MARKET: Maya is the current king-of-the-hill in high-end 3D animation software: over the past six years it has become the established leader in character animation for feature films. More recently, with the benefit of lower pricing, Maya has also become a strong player in video game development, although it is still not as popular as Max for games.
KEY FEATURES: Maya has a respected and versatile modeler, powerful character animation and visual effects capabilities, and is an extremely deep and extensible package with strong associativity. While Maya is a big, complex package to learn, it has an advanced and fully customizable interface, featuring Artisan brush-based tools that allow objects to be shaped and edited by an interactive painting-like process, and Paint Effects that allow grass, trees, and other elements to be painted into 3D space as renderable "brush strokes." Dynamic simulation of rigid objects, soft-bodies, fluids, cloth, and hair, combined with a powerful scripting language, make Maya a great visual effects tool. Maya's renderer is generally not as highly respected as the rest of the package, but Maya now comes with a license of Mental Ray, a more flexible, powerful, and stable renderer. (When Maya is used for animation in feature films, companies generally use Renderman or Mental Ray to render the shots, not the Maya renderer.)
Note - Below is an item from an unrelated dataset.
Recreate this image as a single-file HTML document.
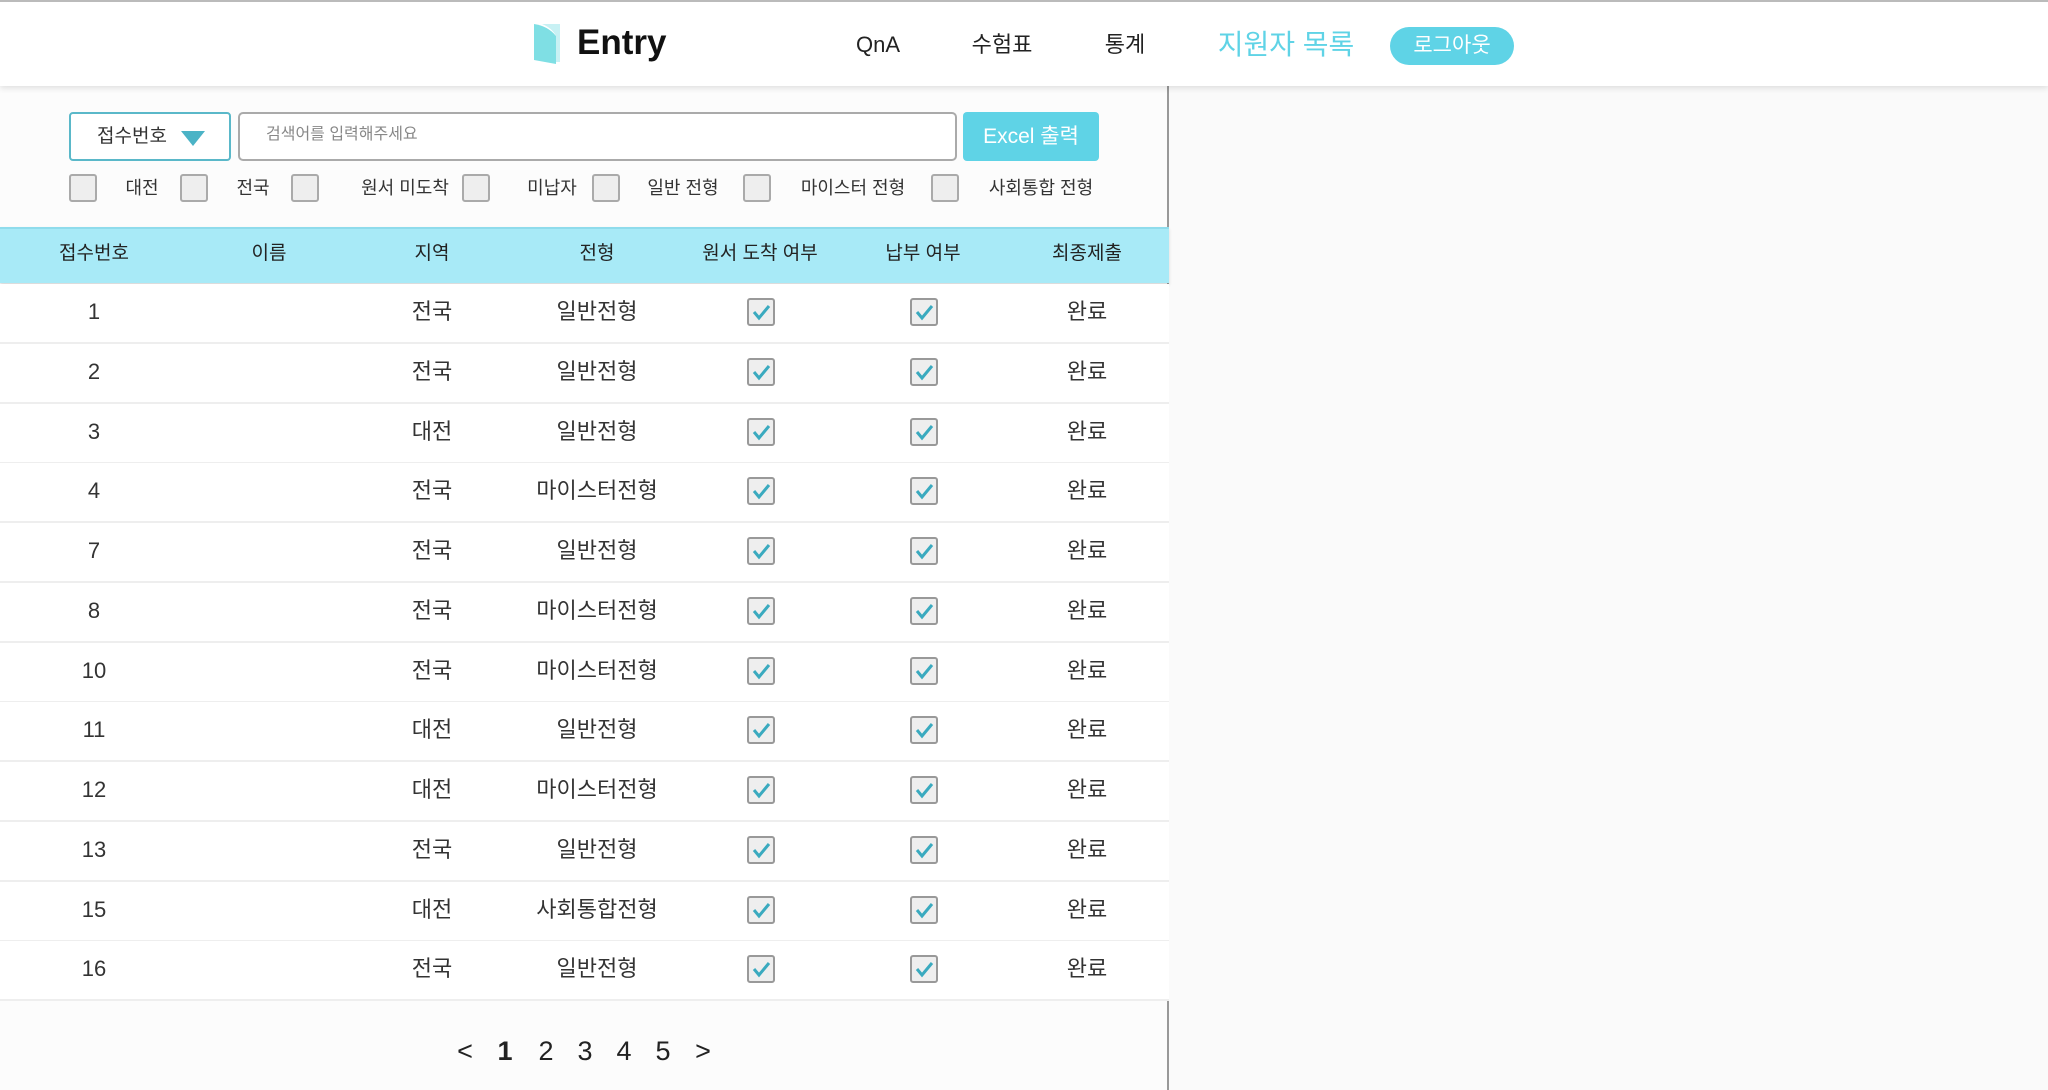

HISTORY: Before Maya, Alias Research was making software configurations called Alias Studio and Alias Power Animator. Alias Studio is still a very popular system for industrial and vehicle design, and Power Animator, which was the same program but with added animation functions, is still used by a few companies in the entertainment industry. Alias Research was merged with Wavefront|TDI, which had multiple product lines itself, including Wavefront Advanced Visualizer, TDI Explore, Kinemation, and Dynamation, as a result of a previous merger. When both companies were acquired by SGI and assembled into Alias|Wavefront, they put together the best features out of all their products into Maya.